Files
clawdbot/docs/images.md
2025-12-09 17:51:05 +00:00

2.5 KiB
Raw Blame History

summary, read_when
summary read_when
Image and media handling rules for send, gateway, and agent replies
Modifying media pipeline or attachments

Image & Media Support — 2025-12-05

CLAWDIS is now web-only (Baileys). This document captures the current media handling rules for send, gateway, and agent replies.

Goals

  • Send media with optional captions via clawdis send --media.
  • Allow auto-replies from the web inbox to include media alongside text.
  • Keep per-type limits sane and predictable.

CLI Surface

  • clawdis send --media <path-or-url> [--message <caption>]
    • --media optional; caption can be empty for media-only sends.
    • --dry-run prints the resolved payload; --json emits { provider, to, messageId, mediaUrl, caption }.

Web Provider Behavior

  • Input: local file path or HTTP(S) URL.
  • Flow: load into a Buffer, detect media kind, and build the correct payload:
    • Images: resize & recompress to JPEG (max side 2048px) targeting inbound.reply.mediaMaxMb (default 5MB), capped at 6MB.
    • Audio/Voice/Video: pass-through up to 16MB; audio is sent as a voice note (ptt: true).
    • Documents: anything else, up to 100MB, with filename preserved when available.
  • MIME detection prefers magic bytes, then headers, then file extension.
  • Caption comes from --message or reply.text; empty caption is allowed.
  • Logging: non-verbose shows ↩️/; verbose includes size and source path/URL.

Auto-Reply Pipeline

  • getReplyFromConfig returns { text?, mediaUrl?, mediaUrls? }.
  • When media is present, the web sender resolves local paths or URLs using the same pipeline as clawdis send.
  • Multiple media entries are sent sequentially if provided.

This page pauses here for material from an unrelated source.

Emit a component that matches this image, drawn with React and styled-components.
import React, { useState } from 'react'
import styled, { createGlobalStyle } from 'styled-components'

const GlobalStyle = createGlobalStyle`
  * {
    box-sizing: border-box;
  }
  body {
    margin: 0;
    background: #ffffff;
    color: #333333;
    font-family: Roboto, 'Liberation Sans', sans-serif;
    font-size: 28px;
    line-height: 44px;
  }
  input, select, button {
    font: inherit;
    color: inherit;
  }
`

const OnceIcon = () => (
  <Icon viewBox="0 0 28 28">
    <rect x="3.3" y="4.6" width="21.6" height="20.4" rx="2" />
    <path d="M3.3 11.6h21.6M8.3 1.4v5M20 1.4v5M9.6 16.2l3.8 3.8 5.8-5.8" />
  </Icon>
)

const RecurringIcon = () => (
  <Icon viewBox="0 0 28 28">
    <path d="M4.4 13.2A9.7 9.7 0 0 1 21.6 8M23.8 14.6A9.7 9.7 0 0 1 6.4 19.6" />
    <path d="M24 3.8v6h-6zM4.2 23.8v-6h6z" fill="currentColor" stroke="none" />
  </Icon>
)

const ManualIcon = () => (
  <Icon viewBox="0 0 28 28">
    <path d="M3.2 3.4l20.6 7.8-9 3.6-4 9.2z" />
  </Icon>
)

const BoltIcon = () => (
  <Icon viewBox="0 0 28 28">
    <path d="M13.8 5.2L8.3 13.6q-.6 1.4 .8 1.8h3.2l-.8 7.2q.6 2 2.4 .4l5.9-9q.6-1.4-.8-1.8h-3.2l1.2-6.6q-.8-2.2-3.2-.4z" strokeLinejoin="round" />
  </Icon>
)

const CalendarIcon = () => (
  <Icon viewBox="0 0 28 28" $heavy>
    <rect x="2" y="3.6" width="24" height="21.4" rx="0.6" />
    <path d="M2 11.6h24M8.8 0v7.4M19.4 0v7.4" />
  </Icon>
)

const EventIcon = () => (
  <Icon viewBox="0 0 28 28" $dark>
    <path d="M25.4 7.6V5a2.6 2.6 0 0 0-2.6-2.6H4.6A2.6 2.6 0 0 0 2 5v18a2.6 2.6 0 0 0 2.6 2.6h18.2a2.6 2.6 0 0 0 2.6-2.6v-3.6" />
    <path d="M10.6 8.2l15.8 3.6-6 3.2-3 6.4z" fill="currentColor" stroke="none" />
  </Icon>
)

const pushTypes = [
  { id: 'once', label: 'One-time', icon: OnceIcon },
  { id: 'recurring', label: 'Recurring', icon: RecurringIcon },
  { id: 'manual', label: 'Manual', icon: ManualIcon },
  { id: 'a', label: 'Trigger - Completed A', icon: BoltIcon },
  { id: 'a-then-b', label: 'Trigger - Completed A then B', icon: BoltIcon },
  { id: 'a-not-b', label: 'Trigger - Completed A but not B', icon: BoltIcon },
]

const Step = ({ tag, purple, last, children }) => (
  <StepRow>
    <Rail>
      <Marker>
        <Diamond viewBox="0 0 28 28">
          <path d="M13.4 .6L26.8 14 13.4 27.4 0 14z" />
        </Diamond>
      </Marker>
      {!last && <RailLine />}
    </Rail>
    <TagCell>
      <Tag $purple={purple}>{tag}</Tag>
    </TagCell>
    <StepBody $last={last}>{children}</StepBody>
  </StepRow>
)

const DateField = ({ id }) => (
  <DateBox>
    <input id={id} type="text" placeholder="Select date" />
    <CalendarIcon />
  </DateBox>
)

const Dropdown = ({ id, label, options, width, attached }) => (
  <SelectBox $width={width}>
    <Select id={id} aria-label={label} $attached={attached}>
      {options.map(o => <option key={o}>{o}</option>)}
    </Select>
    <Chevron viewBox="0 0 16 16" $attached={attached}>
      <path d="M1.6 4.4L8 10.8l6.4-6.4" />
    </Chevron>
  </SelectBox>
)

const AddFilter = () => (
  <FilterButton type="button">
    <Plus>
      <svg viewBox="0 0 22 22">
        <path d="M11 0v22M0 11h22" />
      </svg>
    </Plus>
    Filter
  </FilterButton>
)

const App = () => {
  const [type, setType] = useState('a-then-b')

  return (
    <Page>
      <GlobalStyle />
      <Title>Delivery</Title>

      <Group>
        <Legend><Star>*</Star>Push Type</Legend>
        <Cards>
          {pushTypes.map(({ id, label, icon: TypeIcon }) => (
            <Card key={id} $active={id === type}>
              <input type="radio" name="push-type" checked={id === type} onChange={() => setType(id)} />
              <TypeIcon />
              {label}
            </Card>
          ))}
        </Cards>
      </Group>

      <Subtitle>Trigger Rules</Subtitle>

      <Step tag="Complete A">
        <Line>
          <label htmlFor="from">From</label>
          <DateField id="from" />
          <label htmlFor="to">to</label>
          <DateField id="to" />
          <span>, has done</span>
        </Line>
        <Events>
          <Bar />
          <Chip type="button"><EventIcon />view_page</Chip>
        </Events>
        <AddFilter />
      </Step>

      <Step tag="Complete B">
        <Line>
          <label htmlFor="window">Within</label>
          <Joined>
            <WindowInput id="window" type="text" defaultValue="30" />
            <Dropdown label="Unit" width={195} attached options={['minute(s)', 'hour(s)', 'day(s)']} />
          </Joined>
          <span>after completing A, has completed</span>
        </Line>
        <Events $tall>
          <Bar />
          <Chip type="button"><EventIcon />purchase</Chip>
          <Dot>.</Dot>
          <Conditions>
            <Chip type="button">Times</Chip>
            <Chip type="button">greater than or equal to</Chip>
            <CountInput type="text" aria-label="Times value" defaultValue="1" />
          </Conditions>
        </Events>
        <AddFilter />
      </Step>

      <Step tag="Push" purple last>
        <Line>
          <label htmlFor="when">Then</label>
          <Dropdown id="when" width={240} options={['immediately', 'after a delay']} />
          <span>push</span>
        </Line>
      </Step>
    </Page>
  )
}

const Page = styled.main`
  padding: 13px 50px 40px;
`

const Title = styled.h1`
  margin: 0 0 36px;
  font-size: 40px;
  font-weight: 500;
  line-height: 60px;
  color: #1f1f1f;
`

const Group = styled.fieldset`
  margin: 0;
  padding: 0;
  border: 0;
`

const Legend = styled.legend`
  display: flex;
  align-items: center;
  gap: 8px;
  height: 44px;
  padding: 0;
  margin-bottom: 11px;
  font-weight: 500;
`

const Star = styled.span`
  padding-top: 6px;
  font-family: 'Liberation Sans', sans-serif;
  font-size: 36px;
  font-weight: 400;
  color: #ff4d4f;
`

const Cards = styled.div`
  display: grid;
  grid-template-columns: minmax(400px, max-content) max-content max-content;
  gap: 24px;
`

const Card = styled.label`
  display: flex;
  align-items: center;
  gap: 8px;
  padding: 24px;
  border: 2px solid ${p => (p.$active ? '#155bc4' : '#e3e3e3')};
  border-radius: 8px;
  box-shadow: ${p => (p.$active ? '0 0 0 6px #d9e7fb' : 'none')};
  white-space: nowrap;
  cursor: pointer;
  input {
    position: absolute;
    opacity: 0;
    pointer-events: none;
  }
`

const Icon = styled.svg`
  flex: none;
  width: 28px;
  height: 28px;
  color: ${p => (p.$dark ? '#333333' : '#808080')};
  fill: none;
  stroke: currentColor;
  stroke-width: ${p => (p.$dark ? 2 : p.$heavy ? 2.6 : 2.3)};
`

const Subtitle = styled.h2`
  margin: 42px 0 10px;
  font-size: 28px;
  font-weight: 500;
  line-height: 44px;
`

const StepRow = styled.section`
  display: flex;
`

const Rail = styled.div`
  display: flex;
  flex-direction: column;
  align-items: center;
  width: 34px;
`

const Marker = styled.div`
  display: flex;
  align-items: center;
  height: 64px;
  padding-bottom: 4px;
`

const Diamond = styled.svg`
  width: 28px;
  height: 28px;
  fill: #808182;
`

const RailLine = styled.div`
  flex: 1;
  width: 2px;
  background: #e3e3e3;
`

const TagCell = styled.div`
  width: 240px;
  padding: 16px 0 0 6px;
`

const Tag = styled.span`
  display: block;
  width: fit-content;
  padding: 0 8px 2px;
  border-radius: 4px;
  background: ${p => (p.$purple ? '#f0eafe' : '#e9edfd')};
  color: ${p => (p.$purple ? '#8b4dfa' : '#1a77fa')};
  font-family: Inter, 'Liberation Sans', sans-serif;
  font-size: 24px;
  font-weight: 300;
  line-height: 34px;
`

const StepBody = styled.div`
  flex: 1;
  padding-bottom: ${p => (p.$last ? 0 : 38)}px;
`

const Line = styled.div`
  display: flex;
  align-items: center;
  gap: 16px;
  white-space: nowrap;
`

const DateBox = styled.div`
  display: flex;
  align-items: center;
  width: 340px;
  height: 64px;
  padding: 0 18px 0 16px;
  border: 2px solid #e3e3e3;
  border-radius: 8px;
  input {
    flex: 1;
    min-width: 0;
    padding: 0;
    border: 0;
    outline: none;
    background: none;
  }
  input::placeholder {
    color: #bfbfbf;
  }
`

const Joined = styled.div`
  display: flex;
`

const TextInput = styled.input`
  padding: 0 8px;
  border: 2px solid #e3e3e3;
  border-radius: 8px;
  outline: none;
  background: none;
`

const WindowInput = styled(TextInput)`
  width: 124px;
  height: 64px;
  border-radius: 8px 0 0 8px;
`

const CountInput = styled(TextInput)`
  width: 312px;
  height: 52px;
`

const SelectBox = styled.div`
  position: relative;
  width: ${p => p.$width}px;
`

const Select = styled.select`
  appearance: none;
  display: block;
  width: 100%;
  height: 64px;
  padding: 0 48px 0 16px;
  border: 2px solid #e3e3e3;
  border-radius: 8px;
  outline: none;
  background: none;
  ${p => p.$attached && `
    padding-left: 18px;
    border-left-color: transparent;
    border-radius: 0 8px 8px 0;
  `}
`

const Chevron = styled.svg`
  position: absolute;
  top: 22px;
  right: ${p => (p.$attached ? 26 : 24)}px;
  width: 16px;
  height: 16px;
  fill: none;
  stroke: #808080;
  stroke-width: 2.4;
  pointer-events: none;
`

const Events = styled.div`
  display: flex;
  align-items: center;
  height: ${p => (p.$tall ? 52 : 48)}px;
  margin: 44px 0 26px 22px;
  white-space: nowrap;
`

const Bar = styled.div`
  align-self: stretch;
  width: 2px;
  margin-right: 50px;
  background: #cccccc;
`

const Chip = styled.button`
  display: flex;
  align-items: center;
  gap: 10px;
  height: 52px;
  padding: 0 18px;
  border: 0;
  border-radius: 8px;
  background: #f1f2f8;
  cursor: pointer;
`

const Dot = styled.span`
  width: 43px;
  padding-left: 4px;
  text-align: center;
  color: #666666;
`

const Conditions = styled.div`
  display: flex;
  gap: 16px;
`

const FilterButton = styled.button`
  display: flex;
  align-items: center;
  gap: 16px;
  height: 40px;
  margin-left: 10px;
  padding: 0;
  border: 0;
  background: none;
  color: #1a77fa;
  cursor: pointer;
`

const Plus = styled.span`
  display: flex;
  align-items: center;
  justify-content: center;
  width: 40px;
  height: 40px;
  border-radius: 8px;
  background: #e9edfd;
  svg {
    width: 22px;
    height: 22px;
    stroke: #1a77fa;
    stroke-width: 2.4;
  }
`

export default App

Inbound Media to Commands (Pi/Tau)

  • When inbound web messages include media, CLAWDIS downloads to a temp file and exposes templating variables:
    • {{MediaUrl}} pseudo-URL for the inbound media.
    • {{MediaPath}} local temp path written before running the command.
  • Audio transcription (if configured) runs before templating and can replace Body with the transcript.

Limits & Errors

  • Images: ~6MB cap after recompression.
  • Audio/voice/video: 16MB cap; documents: 100MB cap.
  • Oversize or unreadable media → clear error in logs and the reply is skipped.

Notes for Tests

  • Cover send + reply flows for image/audio/document cases.
  • Validate recompression for images (size bound) and voice-note flag for audio.
  • Ensure multi-media replies fan out as sequential sends.